§ **EXERCISE**
An exact copy of the records is required, minus the pictures they hold.

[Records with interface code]
::::::::::
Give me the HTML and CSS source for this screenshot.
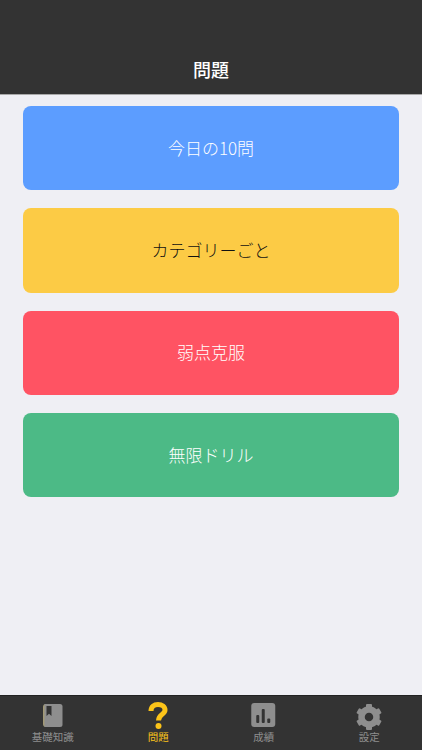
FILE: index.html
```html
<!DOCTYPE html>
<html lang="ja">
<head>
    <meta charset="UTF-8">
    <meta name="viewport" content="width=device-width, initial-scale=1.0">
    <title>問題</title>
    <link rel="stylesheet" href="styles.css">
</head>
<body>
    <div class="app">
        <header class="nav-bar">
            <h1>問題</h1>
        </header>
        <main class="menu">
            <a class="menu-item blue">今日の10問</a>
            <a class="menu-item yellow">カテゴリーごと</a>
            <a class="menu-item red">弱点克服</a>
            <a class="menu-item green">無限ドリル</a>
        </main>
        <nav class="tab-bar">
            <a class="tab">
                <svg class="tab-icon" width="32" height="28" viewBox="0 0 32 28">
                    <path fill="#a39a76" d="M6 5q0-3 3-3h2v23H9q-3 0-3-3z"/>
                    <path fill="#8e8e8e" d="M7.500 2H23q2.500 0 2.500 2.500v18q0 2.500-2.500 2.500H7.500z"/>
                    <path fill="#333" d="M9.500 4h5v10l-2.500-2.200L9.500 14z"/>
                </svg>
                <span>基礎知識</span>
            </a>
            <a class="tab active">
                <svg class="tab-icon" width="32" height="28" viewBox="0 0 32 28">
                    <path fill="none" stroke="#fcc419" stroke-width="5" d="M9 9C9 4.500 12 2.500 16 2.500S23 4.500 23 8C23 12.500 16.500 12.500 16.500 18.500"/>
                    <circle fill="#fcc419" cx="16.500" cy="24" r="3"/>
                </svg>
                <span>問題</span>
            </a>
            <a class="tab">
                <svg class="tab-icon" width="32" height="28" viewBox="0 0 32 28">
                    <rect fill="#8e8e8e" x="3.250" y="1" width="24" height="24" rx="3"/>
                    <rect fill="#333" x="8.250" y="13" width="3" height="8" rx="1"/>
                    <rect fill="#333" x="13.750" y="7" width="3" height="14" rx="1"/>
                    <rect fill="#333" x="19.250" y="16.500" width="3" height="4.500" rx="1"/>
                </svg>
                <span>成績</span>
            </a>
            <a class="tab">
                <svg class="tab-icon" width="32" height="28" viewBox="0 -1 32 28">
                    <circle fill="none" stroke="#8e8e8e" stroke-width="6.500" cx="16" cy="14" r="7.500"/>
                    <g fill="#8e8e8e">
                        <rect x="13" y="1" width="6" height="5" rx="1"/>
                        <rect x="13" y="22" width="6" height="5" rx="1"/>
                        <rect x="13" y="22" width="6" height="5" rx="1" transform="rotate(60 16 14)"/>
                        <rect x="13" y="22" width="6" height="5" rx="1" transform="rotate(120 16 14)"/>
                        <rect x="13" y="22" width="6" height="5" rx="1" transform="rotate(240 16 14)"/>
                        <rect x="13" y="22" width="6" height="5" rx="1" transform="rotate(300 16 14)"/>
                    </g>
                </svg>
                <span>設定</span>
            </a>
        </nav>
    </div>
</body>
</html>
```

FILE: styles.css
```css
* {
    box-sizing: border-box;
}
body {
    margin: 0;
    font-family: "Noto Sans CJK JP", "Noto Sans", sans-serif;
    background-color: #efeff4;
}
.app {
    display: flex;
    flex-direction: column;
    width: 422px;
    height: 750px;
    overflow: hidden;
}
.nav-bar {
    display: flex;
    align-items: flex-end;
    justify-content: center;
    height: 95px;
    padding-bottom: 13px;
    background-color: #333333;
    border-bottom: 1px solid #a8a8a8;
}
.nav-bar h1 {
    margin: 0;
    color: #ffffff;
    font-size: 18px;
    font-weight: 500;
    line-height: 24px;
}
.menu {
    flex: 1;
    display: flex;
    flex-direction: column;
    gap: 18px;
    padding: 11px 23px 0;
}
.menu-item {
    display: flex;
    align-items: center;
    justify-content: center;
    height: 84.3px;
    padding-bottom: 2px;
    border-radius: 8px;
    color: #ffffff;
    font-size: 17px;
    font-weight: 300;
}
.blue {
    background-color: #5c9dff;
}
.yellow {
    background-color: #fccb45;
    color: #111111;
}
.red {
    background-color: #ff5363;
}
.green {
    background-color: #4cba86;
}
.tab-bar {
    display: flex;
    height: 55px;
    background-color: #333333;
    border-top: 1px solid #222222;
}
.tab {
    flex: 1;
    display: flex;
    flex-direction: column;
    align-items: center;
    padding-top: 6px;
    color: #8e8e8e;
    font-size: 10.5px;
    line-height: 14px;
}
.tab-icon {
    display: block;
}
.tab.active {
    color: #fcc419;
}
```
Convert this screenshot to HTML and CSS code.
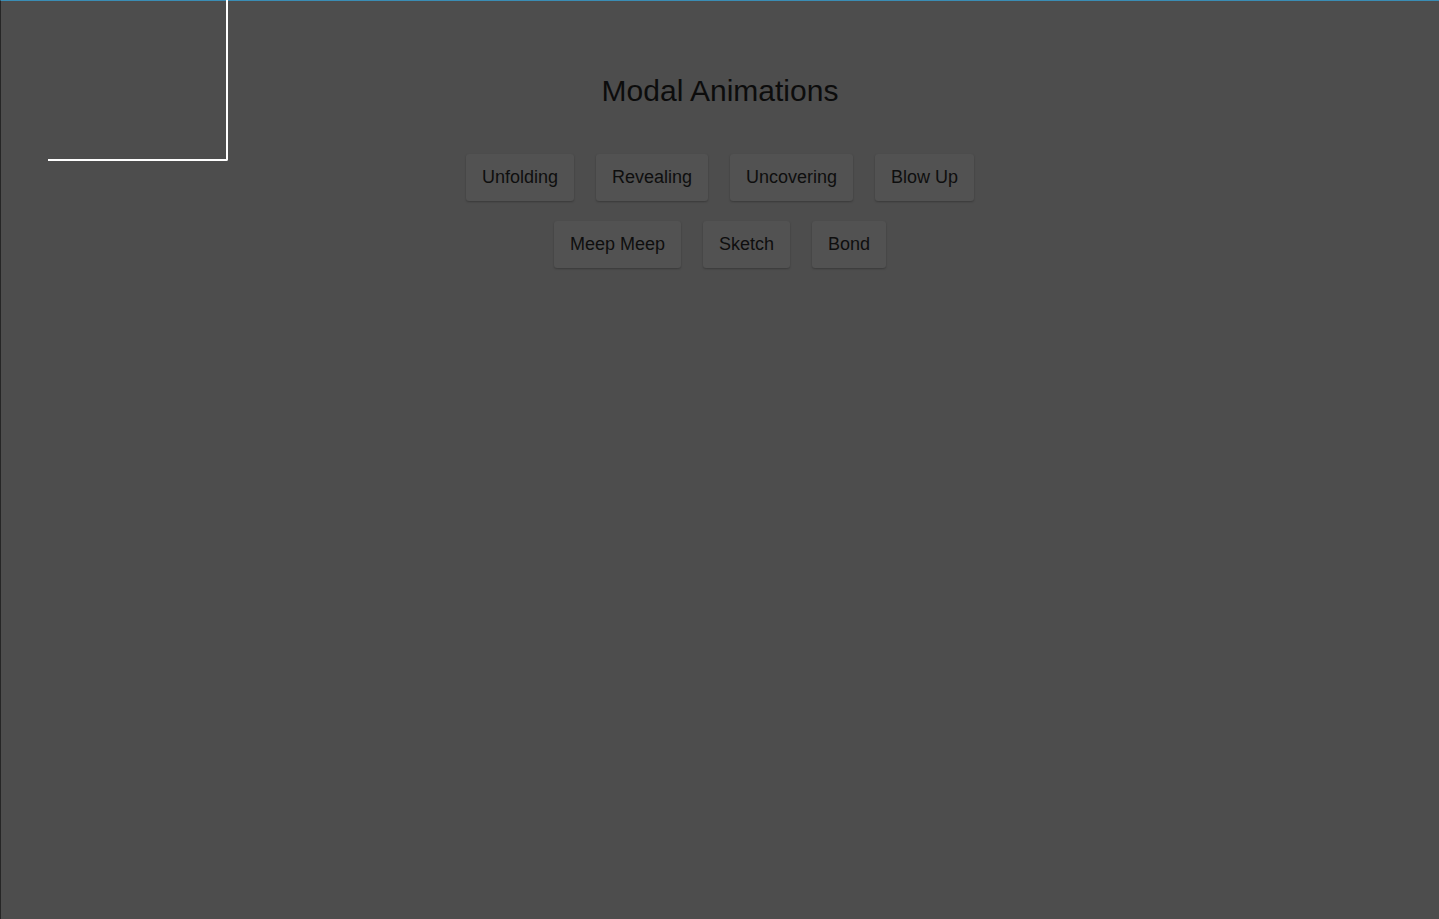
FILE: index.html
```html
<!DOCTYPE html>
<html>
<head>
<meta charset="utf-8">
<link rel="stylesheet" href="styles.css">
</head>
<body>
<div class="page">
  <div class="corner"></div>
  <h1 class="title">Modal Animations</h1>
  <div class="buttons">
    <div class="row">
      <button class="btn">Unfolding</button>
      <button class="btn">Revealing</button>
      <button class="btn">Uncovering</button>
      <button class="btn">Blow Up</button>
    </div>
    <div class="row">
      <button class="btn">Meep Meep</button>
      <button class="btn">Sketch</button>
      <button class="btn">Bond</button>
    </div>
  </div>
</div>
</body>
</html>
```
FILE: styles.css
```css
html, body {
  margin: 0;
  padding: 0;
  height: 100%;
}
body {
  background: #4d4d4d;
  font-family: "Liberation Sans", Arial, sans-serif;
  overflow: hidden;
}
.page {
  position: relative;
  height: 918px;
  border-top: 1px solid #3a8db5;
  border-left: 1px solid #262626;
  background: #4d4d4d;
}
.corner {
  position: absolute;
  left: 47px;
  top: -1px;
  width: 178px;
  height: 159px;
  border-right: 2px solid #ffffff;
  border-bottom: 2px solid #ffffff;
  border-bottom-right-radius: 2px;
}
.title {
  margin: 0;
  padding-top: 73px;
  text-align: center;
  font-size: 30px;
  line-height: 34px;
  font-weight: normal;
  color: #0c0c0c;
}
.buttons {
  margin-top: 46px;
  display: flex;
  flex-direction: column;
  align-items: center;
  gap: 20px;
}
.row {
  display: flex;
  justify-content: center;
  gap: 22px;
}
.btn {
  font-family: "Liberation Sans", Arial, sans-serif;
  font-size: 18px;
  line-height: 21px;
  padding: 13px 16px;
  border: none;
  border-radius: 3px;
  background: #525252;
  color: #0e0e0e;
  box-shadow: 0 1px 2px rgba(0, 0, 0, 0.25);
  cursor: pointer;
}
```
::::::::::
§ **ANSWER**
Give me the HTML and CSS source for this screenshot.
FILE: index.html
```html
<!DOCTYPE html>
<html lang="ja">
<head>
    <meta charset="UTF-8">
    <meta name="viewport" content="width=device-width, initial-scale=1.0">
    <title>問題</title>
    <link rel="stylesheet" href="styles.css">
</head>
<body>
    <div class="app">
        <header class="nav-bar">
            <h1>問題</h1>
        </header>
        <main class="menu">
            <a class="menu-item blue">今日の10問</a>
            <a class="menu-item yellow">カテゴリーごと</a>
            <a class="menu-item red">弱点克服</a>
            <a class="menu-item green">無限ドリル</a>
        </main>
        <nav class="tab-bar">
            <a class="tab">
                <svg class="tab-icon" width="32" height="28" viewBox="0 0 32 28">
                    <path fill="#a39a76" d="M6 5q0-3 3-3h2v23H9q-3 0-3-3z"/>
                    <path fill="#8e8e8e" d="M7.500 2H23q2.500 0 2.500 2.500v18q0 2.500-2.500 2.500H7.500z"/>
                    <path fill="#333" d="M9.500 4h5v10l-2.500-2.200L9.500 14z"/>
                </svg>
                <span>基礎知識</span>
            </a>
            <a class="tab active">
                <svg class="tab-icon" width="32" height="28" viewBox="0 0 32 28">
                    <path fill="none" stroke="#fcc419" stroke-width="5" d="M9 9C9 4.500 12 2.500 16 2.500S23 4.500 23 8C23 12.500 16.500 12.500 16.500 18.500"/>
                    <circle fill="#fcc419" cx="16.500" cy="24" r="3"/>
                </svg>
                <span>問題</span>
            </a>
            <a class="tab">
                <svg class="tab-icon" width="32" height="28" viewBox="0 0 32 28">
                    <rect fill="#8e8e8e" x="3.250" y="1" width="24" height="24" rx="3"/>
                    <rect fill="#333" x="8.250" y="13" width="3" height="8" rx="1"/>
                    <rect fill="#333" x="13.750" y="7" width="3" height="14" rx="1"/>
                    <rect fill="#333" x="19.250" y="16.500" width="3" height="4.500" rx="1"/>
                </svg>
                <span>成績</span>
            </a>
            <a class="tab">
                <svg class="tab-icon" width="32" height="28" viewBox="0 -1 32 28">
                    <circle fill="none" stroke="#8e8e8e" stroke-width="6.500" cx="16" cy="14" r="7.500"/>
                    <g fill="#8e8e8e">
                        <rect x="13" y="1" width="6" height="5" rx="1"/>
                        <rect x="13" y="22" width="6" height="5" rx="1"/>
                        <rect x="13" y="22" width="6" height="5" rx="1" transform="rotate(60 16 14)"/>
                        <rect x="13" y="22" width="6" height="5" rx="1" transform="rotate(120 16 14)"/>
                        <rect x="13" y="22" width="6" height="5" rx="1" transform="rotate(240 16 14)"/>
                        <rect x="13" y="22" width="6" height="5" rx="1" transform="rotate(300 16 14)"/>
                    </g>
                </svg>
                <span>設定</span>
            </a>
        </nav>
    </div>
</body>
</html>
```

FILE: styles.css
```css
* {
    box-sizing: border-box;
}
body {
    margin: 0;
    font-family: "Noto Sans CJK JP", "Noto Sans", sans-serif;
    background-color: #efeff4;
}
.app {
    display: flex;
    flex-direction: column;
    width: 422px;
    height: 750px;
    overflow: hidden;
}
.nav-bar {
    display: flex;
    align-items: flex-end;
    justify-content: center;
    height: 95px;
    padding-bottom: 13px;
    background-color: #333333;
    border-bottom: 1px solid #a8a8a8;
}
.nav-bar h1 {
    margin: 0;
    color: #ffffff;
    font-size: 18px;
    font-weight: 500;
    line-height: 24px;
}
.menu {
    flex: 1;
    display: flex;
    flex-direction: column;
    gap: 18px;
    padding: 11px 23px 0;
}
.menu-item {
    display: flex;
    align-items: center;
    justify-content: center;
    height: 84.3px;
    padding-bottom: 2px;
    border-radius: 8px;
    color: #ffffff;
    font-size: 17px;
    font-weight: 300;
}
.blue {
    background-color: #5c9dff;
}
.yellow {
    background-color: #fccb45;
    color: #111111;
}
.red {
    background-color: #ff5363;
}
.green {
    background-color: #4cba86;
}
.tab-bar {
    display: flex;
    height: 55px;
    background-color: #333333;
    border-top: 1px solid #222222;
}
.tab {
    flex: 1;
    display: flex;
    flex-direction: column;
    align-items: center;
    padding-top: 6px;
    color: #8e8e8e;
    font-size: 10.5px;
    line-height: 14px;
}
.tab-icon {
    display: block;
}
.tab.active {
    color: #fcc419;
}
```
Convert this screenshot to HTML and CSS code.
FILE: index.html
```html
<!DOCTYPE html>
<html>
<head>
<meta charset="utf-8">
<link rel="stylesheet" href="styles.css">
</head>
<body>
<div class="page">
  <div class="corner"></div>
  <h1 class="title">Modal Animations</h1>
  <div class="buttons">
    <div class="row">
      <button class="btn">Unfolding</button>
      <button class="btn">Revealing</button>
      <button class="btn">Uncovering</button>
      <button class="btn">Blow Up</button>
    </div>
    <div class="row">
      <button class="btn">Meep Meep</button>
      <button class="btn">Sketch</button>
      <button class="btn">Bond</button>
    </div>
  </div>
</div>
</body>
</html>
```
FILE: styles.css
```css
html, body {
  margin: 0;
  padding: 0;
  height: 100%;
}
body {
  background: #4d4d4d;
  font-family: "Liberation Sans", Arial, sans-serif;
  overflow: hidden;
}
.page {
  position: relative;
  height: 918px;
  border-top: 1px solid #3a8db5;
  border-left: 1px solid #262626;
  background: #4d4d4d;
}
.corner {
  position: absolute;
  left: 47px;
  top: -1px;
  width: 178px;
  height: 159px;
  border-right: 2px solid #ffffff;
  border-bottom: 2px solid #ffffff;
  border-bottom-right-radius: 2px;
}
.title {
  margin: 0;
  padding-top: 73px;
  text-align: center;
  font-size: 30px;
  line-height: 34px;
  font-weight: normal;
  color: #0c0c0c;
}
.buttons {
  margin-top: 46px;
  display: flex;
  flex-direction: column;
  align-items: center;
  gap: 20px;
}
.row {
  display: flex;
  justify-content: center;
  gap: 22px;
}
.btn {
  font-family: "Liberation Sans", Arial, sans-serif;
  font-size: 18px;
  line-height: 21px;
  padding: 13px 16px;
  border: none;
  border-radius: 3px;
  background: #525252;
  color: #0e0e0e;
  box-shadow: 0 1px 2px rgba(0, 0, 0, 0.25);
  cursor: pointer;
}
```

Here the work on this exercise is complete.